Erik calls it justified. Charles calls it murder. This is awkward. See, good guy Charles wants humans and mutants to live in harmony; bad guy Erik thinks anti-mutant sentiment is a slippery slope into another holocaust. They have a falling out and become enemies.

But here’s the thing: Magneto is right.

You have to understand, the X-Men were created during the rise of the nuclear age and the Civil Rights Movement. They represent the complex social question of how you treat people who are different—but still people—and, in this case, pose a potential threat. This is a question the United States has been trying to address since its inception. Instead of races or sexual preference, there are people who can walk through walls, can shoot lasers out their eyes, can control the weather, can read minds and freeze entire populations. Their capabilities are tremendous and deadly but they’re people. Human beings. And in many cases, they’re kids.

When faced with choosing the path of nonviolence, living in secret, trying to get along with humans and potentially facing another Holocaust; or standing proud, different, fighting back and ensuring it never happens again, Magneto is on the right side on this one. You don’t have to agree with his methodology (he’s actually okay with murder, theft, conspiracy, terrorism, mass destruction) but you have to appreciate his point: humanity has a history of horrible acts in the name of homogeneity. He knows. Lost his parents because of it. Was a victim of it.

Magneto is right. And this makes him not only one of the most incredible villains ever, he’s one of the most complex and compelling characters in literature. Why? Because he’s mad as hell and he’s not gonna take it anymore. And with power like his, he doesn’t have to.

And tomorrow, at long last, you get to find out why I hate that little bastard Teddy Ruxpin.

Celebration of Wickedness Day 2: THE INCREDIBLE HULK #atozchallenge

Back for round 2 in the villains chair we have…wait, is this a typo? Jimmy, are you sure? This says today’s villain is…Bruce Banner, the Incredible Hulk?

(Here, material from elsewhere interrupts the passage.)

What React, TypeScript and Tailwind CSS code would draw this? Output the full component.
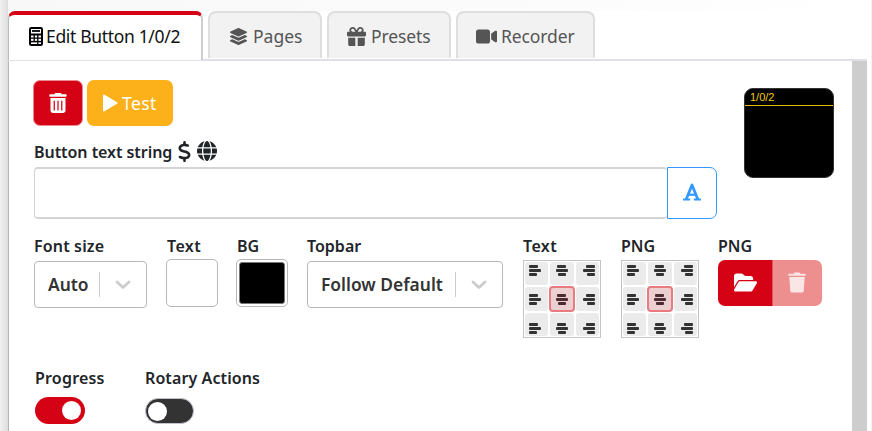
import type { ReactNode } from 'react'
import {
  FaDollarSign,
  FaFolderOpen,
  FaGift,
  FaGlobe,
  FaLayerGroup,
  FaTrashCan,
  FaVideo,
} from 'react-icons/fa6'

function CalculatorIcon() {
  return (
    <svg width="14" height="19" viewBox="0 0 14 19" fill="none" stroke="#000">
      <rect x="1" y="1" width="12" height="17" rx="1.2" strokeWidth="2" />
      <path d="M1 7.5H13" strokeWidth="2" />
      <path d="M3 4H11" strokeWidth="1.8" />
      <path d="M2 11.2H12M5.2 7V15M8.8 7V18" strokeWidth="1.3" />
      <path d="M2 14.6H12" strokeWidth="1.5" />
    </svg>
  )
}

function Tab({ className, children }: { className: string; children: ReactNode }) {
  return (
    <div
      className={`flex h-[47px] items-center gap-[5px] rounded-t-[8px] border-2 border-b-0 border-[#dededf] bg-[#f2f2f2] pt-[2px] text-[17.5px] text-[#555] ${className}`}
    >
      {children}
    </div>
  )
}

function Label({ children, className = '' }: { children: ReactNode; className?: string }) {
  return (
    <div className={`h-[24px] text-[16px] leading-[24px] font-semibold whitespace-nowrap text-[#212529] ${className}`}>
      {children}
    </div>
  )
}

function Select({ value, className }: { value: string; className: string }) {
  return (
    <div className={`flex h-[47px] items-center rounded-[4px] border border-[#b8b8b8] ${className}`}>
      <span className="flex-1 pl-[13px] text-[17.4px] font-semibold whitespace-nowrap text-[#333]">{value}</span>
      <span className="h-[25px] w-px bg-[#ccc]" />
      <span className="flex w-[46px] justify-center pr-px">
        <svg width="16" height="10" viewBox="0 0 16 10" fill="none" stroke="#ccc" strokeWidth="2.8" strokeLinecap="round" strokeLinejoin="round">
          <path d="M2 2L8 7.5L14 2" />
        </svg>
      </span>
    </div>
  )
}

const columns = ['items-start pl-[4px]', 'items-center', 'items-end pr-[4px]']
const rows = ['pt-[3px]', 'pt-[7px]', 'pt-[10px]']

function AlignGrid() {
  return (
    <div className="grid h-[78px] w-[78px] grid-cols-3 grid-rows-3 gap-[2px] border border-[#c4c4c4] bg-white p-[1px]">
      {rows.map((row, r) =>
        columns.map((column, c) => {
          const selected = r === 1 && c === 1
          return (
            <div
              key={`${r}-${c}`}
              className={`flex flex-col gap-[1px] rounded-[3px] ${row} ${column} ${
                selected ? 'bg-[#ecd0d1] outline-2 -outline-offset-1 outline-[#e77b80]' : 'bg-[#ebebeb]'
              }`}
            >
              {[9, 12, 8].map((w, i) => (
                <span
                  key={i}
                  style={{ width: w }}
                  className={`h-[3px] shrink-0 rounded-[1px] ${selected ? 'bg-[#4b2c30]' : 'bg-[#333]'}`}
                />
              ))}
            </div>
          )
        }),
      )}
    </div>
  )
}

export default function App() {
  return (
    <div className="flex h-[431px] w-[872px] overflow-hidden bg-white font-['Noto_Sans',sans-serif]">
      <div className="w-[8px] shrink-0 bg-linear-to-r from-[#f1f1f1] to-[#dedede]" />
      <div className="flex w-[859px] shrink-0 flex-col">
        <div className="h-[11px] shrink-0 bg-linear-to-r from-[#f8f8f8] via-[#fbfbfb] to-white" />
        <div className="flex h-[50px] shrink-0 items-start border-b-2 border-[#e0e0e6]">
          <div className="flex h-[49px] w-[195px] shrink-0 items-center gap-[4px] rounded-t-[7px] border-t-4 border-r-2 border-l border-t-[#d50215] border-r-[#cfcfcf] border-l-[#bbb] bg-white pb-[2px] pl-[20px] text-[17.5px] tracking-[-0.33px] whitespace-nowrap text-[#111]">
            <CalculatorIcon />
            <span className="-ml-px">Edit Button 1/0/2</span>
          </div>
          <Tab className="ml-[5px] w-[114px] pl-[19px]">
            <FaLayerGroup size={19} />
            <span>Pages</span>
          </Tab>
          <Tab className="ml-[5px] w-[124px] pl-[18px]">
            <FaGift size={19} />
            <span className="tracking-[-0.1px]">Presets</span>
          </Tab>
          <Tab className="ml-[5px] w-[139px] pl-[18px]">
            <FaVideo size={21} />
            <span className="-ml-px tracking-[-0.1px]">Recorder</span>
          </Tab>
        </div>
        <div className="flex min-h-0 flex-1 border-l border-[#b5b5b5]">
          <div className="flex w-[843px] shrink-0 flex-col pl-[25px]">
            <div className="flex h-[158px]">
              <div className="w-[683px] pt-[19px]">
                <div className="flex gap-[4px] text-white">
                  <button className="-ml-px flex h-[46px] w-[50px] items-center justify-center rounded-[7px] border border-[#ec8990] bg-[#d50215] pb-px">
                    <FaTrashCan size={20} />
                  </button>
                  <button className="flex h-[46px] w-[86px] items-center rounded-[7px] bg-[#fcb01a] pl-[15px] text-[17.5px] tracking-[0.4px]">
                    <svg width="16" height="18" viewBox="0 0 16 18" className="mr-[4px]">
                      <path d="M2 1.5L14.5 9L2 16.5Z" fill="white" stroke="white" strokeWidth="2" strokeLinejoin="round" />
                    </svg>
                    Test
                  </button>
                </div>
                <div className="mt-[14px] flex items-center">
                  <Label className="tracking-[-0.05px]">Button text string</Label>
                  <FaDollarSign size={21} className="-mt-[2px] ml-[2px] text-[#212529]" />
                  <FaGlobe size={20} className="-mt-[3px] ml-[2px] text-[#212529]" />
                </div>
                <div className="mt-[3px] flex h-[52px]">
                  <div className="w-[634px] rounded-[4px] border-2 border-r-0 border-l border-[#d4d4d4]" />
                  <div className="flex w-[50px] items-center justify-center rounded-r-[7px] border border-[#3399ff] pr-px pb-[2px]">
                    <svg width="18" height="18" viewBox="0 0 18 18" fill="none" stroke="#3399ff" strokeLinejoin="round">
                      <path d="M3.2 16.3L9 2L14.8 16.3" strokeWidth="2.8" />
                      <path d="M5.3 11.7H12.7" strokeWidth="2.2" />
                      <path d="M0.7 16.6H6.4M11.6 16.6H17.3" strokeWidth="2" strokeLinecap="round" />
                    </svg>
                  </div>
                </div>
              </div>
              <div className="mt-[27px] ml-[27px] h-[90px] w-[90px] rounded-[9px] border border-[#333] bg-black">
                <div className="h-[16px] pl-[5px] font-['Liberation_Sans',sans-serif] text-[11px] leading-[16px] text-[#f2c80c]">
                  1/0/2
                </div>
                <div className="h-px bg-[#e5bd0b]" />
              </div>
            </div>
            <div className="flex h-[121px] pt-[15px]">
              <div className="w-[132px]">
                <Label className="tracking-[0.15px]">Font size</Label>
                <Select value="Auto" className="mt-[3px] w-[113px]" />
              </div>
              <div className="w-[70px]">
                <Label className="pl-px tracking-[0.4px]">Text</Label>
                <div className="mt-[1px] h-[48px] w-[52px] rounded-[5px] border border-[#b8b8b8]" />
              </div>
              <div className="w-[71px]">
                <Label className="pl-px">BG</Label>
                <div className="mt-[1px] h-[48px] w-[52px] rounded-[5px] border border-[#b8b8b8] p-[2px]">
                  <div className="h-full rounded-[3px] border border-[#777] bg-black" />
                </div>
              </div>
              <div className="w-[216px]">
                <Label>Topbar</Label>
                <Select value="Follow Default" className="mt-[3px] w-[196px]" />
              </div>
              <div className="w-[98px]">
                <Label className="tracking-[0.4px]">Text</Label>
                <div className="mt-[2px]">
                  <AlignGrid />
                </div>
              </div>
              <div className="w-[97px]">
                <Label>PNG</Label>
                <div className="mt-[2px]">
                  <AlignGrid />
                </div>
              </div>
              <div>
                <Label>PNG</Label>
                <div className="mt-[2px] flex h-[46px] w-[104px] overflow-hidden rounded-[7px] text-white">
                  <div className="flex w-[55px] items-center justify-center border-r border-[#e2555f] bg-[#d50215] pb-px">
                    <FaFolderOpen size={23} />
                  </div>
                  <div className="flex flex-1 items-center justify-center bg-[#ee8f8f] pr-[2px] pb-[2px] text-[#fbe6e6]">
                    <svg width="18" height="21" viewBox="0 0 18 21" fill="currentColor">
                      <path d="M6.5 0.5H11.5L12.2 1.7H17Q17.7 1.7 17.7 2.5V3.8H0.3V2.5Q0.3 1.7 1 1.7H5.8ZM1.3 5H16.7L15.7 19Q15.6 20.6 14 20.6H4Q2.4 20.6 2.3 19Z" />
                    </svg>
                  </div>
                </div>
              </div>
            </div>
            <div className="flex pt-[26px] pl-px">
              <div className="w-[110px]">
                <Label className="tracking-[0.2px]">Progress</Label>
                <div className="mt-[7px] flex h-[27px] w-[50px] items-center justify-end rounded-full bg-[#d50215] pr-[4px]">
                  <div className="h-[19px] w-[19px] rounded-full bg-white" />
                </div>
              </div>
              <div>
                <Label className="tracking-[0.1px]">Rotary Actions</Label>
                <div className="mt-[8px] flex h-[26px] w-[49px] items-center rounded-full border border-[#c0c4ce] bg-[#333] pl-[2px]">
                  <div className="h-[19px] w-[19px] rounded-full bg-white" />
                </div>
              </div>
            </div>
          </div>
          <div className="w-[15px] bg-[#cdcdcd]" />
        </div>
      </div>
      <div className="ml-[4px] w-px bg-[#f2f2f2]" />
    </div>
  )
}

That’s right, true believers, the Hulk is the villain of the day in our continuing Celebration of Wickedness. Yes, I know the Not-So-Jolly Green Giant has his own comic that’s been around since 1962. Yes, I am aware he has 2 major motion pictures in which he is the protagonist. Yes, I know he’s the best part of the upcoming Avengers movie (and, yes, I am planning on attending the midnight showing). Calm down, geek squad, let me explain myself.

The Hulk is the supercharged, atomic era version of the Jekyll and Hyde story, right? His entire mythos centers around Bruce Banner giving in to his baser emotions—anger, terror, grief—and transforming into a hulking behemoth with forearms that would put Popeye to shame and a penchant for raggedy purple pants. Dr. Banner is the mild-mannered atomic physicist; the Hulk is a being of pure emotion and limited intellect. You know the deal, the madder he gets, the stronger he gets. The problem is, there really isn’t a limit and you get stuck in this cycle of destruction. To me, and the United States army, the Hulk is awesome! To Banner, the Hulk is a curse.

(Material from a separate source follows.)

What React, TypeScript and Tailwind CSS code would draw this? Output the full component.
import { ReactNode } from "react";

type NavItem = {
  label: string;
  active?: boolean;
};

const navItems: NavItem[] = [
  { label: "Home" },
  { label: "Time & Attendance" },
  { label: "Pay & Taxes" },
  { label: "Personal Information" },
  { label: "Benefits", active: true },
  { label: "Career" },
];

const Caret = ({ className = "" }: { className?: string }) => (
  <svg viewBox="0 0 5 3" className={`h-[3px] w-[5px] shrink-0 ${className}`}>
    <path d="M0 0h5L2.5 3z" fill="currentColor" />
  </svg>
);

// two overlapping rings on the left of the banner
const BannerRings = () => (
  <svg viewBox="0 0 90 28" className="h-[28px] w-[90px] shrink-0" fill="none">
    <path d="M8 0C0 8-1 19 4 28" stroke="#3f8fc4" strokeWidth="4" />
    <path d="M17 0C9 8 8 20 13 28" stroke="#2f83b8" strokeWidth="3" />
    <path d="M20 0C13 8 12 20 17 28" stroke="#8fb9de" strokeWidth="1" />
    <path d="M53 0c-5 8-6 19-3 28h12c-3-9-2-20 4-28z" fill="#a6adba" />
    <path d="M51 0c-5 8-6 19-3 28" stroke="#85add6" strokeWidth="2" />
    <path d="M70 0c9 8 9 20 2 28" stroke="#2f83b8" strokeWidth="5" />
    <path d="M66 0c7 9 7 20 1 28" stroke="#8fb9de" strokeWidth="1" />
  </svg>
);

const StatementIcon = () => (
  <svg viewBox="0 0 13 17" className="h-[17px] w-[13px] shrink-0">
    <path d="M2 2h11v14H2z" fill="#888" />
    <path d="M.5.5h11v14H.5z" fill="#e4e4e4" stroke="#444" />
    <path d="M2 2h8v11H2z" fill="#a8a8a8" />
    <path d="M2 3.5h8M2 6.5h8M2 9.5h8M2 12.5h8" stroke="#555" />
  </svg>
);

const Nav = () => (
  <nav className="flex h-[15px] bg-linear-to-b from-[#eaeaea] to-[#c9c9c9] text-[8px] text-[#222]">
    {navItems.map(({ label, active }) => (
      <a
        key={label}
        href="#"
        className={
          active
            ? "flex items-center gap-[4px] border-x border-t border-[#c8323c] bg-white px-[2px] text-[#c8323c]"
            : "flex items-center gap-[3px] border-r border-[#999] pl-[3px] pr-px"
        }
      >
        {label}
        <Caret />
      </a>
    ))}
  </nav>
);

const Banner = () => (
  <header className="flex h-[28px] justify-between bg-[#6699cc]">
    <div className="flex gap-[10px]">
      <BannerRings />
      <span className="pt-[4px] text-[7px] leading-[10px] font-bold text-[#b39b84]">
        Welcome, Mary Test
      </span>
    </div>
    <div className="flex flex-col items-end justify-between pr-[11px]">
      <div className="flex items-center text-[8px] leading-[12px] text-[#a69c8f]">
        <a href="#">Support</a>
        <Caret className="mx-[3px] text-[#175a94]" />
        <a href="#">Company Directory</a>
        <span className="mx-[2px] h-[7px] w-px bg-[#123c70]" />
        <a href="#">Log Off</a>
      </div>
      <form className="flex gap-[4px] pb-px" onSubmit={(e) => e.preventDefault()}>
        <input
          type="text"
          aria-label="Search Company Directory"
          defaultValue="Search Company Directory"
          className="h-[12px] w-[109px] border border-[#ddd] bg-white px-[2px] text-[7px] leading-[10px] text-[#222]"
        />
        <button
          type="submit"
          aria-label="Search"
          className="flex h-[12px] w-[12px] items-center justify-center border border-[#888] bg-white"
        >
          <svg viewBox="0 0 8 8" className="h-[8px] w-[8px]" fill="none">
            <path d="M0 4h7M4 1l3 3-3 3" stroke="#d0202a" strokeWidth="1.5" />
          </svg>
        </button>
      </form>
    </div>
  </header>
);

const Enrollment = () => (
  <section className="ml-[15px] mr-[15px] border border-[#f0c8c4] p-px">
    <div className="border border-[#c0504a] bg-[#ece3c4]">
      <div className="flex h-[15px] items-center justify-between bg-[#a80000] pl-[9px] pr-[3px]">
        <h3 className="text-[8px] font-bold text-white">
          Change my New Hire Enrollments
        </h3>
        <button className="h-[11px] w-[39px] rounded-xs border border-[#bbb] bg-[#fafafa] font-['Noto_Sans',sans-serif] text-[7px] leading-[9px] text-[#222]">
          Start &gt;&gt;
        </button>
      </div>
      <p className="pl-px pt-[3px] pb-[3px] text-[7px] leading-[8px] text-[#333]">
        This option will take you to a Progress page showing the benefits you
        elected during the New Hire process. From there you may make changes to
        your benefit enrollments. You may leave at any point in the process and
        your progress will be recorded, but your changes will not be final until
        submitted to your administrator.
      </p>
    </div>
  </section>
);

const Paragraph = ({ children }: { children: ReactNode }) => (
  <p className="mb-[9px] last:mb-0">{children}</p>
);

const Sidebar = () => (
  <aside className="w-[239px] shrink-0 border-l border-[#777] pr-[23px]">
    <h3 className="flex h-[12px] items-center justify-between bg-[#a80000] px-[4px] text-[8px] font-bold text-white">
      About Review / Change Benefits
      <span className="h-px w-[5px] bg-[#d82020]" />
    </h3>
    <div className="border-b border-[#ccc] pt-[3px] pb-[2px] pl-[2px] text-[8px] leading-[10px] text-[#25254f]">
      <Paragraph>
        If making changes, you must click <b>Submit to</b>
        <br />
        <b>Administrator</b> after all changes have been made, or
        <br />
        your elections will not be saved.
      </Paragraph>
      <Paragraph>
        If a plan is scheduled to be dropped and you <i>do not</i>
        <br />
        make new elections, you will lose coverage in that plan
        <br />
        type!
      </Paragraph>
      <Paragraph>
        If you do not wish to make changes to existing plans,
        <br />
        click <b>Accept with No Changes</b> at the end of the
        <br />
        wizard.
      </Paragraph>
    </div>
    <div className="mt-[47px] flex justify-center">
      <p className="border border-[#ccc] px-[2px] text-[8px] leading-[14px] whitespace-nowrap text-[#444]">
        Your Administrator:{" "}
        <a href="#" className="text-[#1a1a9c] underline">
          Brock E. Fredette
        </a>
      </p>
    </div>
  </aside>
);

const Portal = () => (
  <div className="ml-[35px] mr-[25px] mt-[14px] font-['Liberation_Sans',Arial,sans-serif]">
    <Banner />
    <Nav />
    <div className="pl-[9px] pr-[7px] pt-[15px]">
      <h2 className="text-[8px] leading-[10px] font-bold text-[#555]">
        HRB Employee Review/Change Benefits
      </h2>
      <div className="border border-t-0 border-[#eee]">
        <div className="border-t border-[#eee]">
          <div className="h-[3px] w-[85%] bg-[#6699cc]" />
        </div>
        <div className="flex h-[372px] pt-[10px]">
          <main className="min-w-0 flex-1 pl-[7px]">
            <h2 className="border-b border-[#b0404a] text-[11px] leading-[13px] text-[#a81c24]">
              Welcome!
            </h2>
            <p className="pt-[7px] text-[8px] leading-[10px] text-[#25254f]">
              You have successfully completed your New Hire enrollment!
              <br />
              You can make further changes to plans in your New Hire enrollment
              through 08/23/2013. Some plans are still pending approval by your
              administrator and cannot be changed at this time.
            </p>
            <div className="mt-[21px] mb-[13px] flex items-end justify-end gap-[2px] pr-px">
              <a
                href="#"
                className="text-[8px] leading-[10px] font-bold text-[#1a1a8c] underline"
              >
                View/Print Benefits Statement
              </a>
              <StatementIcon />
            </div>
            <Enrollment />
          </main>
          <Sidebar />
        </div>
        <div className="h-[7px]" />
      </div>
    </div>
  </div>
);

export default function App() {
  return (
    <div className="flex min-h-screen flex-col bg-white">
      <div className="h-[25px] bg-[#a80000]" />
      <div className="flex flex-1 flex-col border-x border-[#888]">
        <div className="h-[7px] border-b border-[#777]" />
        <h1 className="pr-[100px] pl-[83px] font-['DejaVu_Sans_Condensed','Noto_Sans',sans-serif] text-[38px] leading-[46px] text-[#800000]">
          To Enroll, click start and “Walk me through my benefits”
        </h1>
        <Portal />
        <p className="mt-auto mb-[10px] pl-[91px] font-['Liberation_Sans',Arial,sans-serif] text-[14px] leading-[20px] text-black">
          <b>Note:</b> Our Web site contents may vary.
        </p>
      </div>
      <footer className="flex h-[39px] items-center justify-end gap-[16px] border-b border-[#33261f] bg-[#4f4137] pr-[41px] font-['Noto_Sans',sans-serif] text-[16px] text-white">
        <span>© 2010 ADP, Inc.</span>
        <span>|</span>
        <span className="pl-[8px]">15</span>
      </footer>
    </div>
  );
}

And before I go into the philosophy behind my selection of the Hulk as the villain of the day, let’s get a couple things straight: the Hulk is not necessarily the BEST choice of folks to hang out with. For you comic book enthusiasts, it was because of the Hulk’s actions, threat to general society and constant collateral damage that the Illuminati sent his ass clear across the galaxy. And these same “heroes” were vindicated when the Hulk returned with a storyline titled World War Hulk. Even the Bill Bixby/Lou Ferrigno incarnation sent people routinely flying into trashcans, overturned cars and was hell on Wrangler jeans and cowboy boots.

(And with that, I earn my geek cred. HOLLA!)

But what this is really about is the internal struggle between Bruce Banner and his raging alter ego. Banner is the hero here, not the Hulk. And if the good doctor is the hero, the Hulk is the villain. Marvel has done a fantastic job of billing the Hulk as protagonist, as a tortured soul who really just wants to be left alone. That’s fine for general society. But for Banner, the Hulk destroyed his life. It turned him into something to be feared and exiled, chased and hunted, whether in his human form or not. He can’t trust himself, live his life, be who he wants to be. Not anymore. This cat was the pre-eminent nuclear scientist and one act of bravery (in the comic) or hubris (in the television show) turned his life into a freak show. It’s tragic, actually. And while the Bruce Banner/Incredible Hulk dichotomy makes for good entertainment, its theme is the age-old conflict of man vs himself. Yes, I used the word dichotomy; I went to college.

We’ve seen plenty anti-heroes already; that’s not what I’m getting at. Bruce Banner is a regular, ordinary guy, like you or me. He wants what we all want: nice home, good job, good woman/man, to excel in his chosen field. To be a good person. The Hulk destroys that image of Banner just as any other inner demon might. What makes the Hulk so compelling as a villain is, for all his destructiveness, it is as the Hulk that Banner realizes his truest self. It’s a part of him—sometimes for the better, sometimes the worst—and we get to see it play out in the most heroic and catastrophic manner.

And that, my friends, is why the Hulk is today’s villain: because Bruce Banner is his best self when he is his worst self. What did Harvey Dent say in The Dark Knight? “You either die a hero or you live long enough to see yourself become the villain.”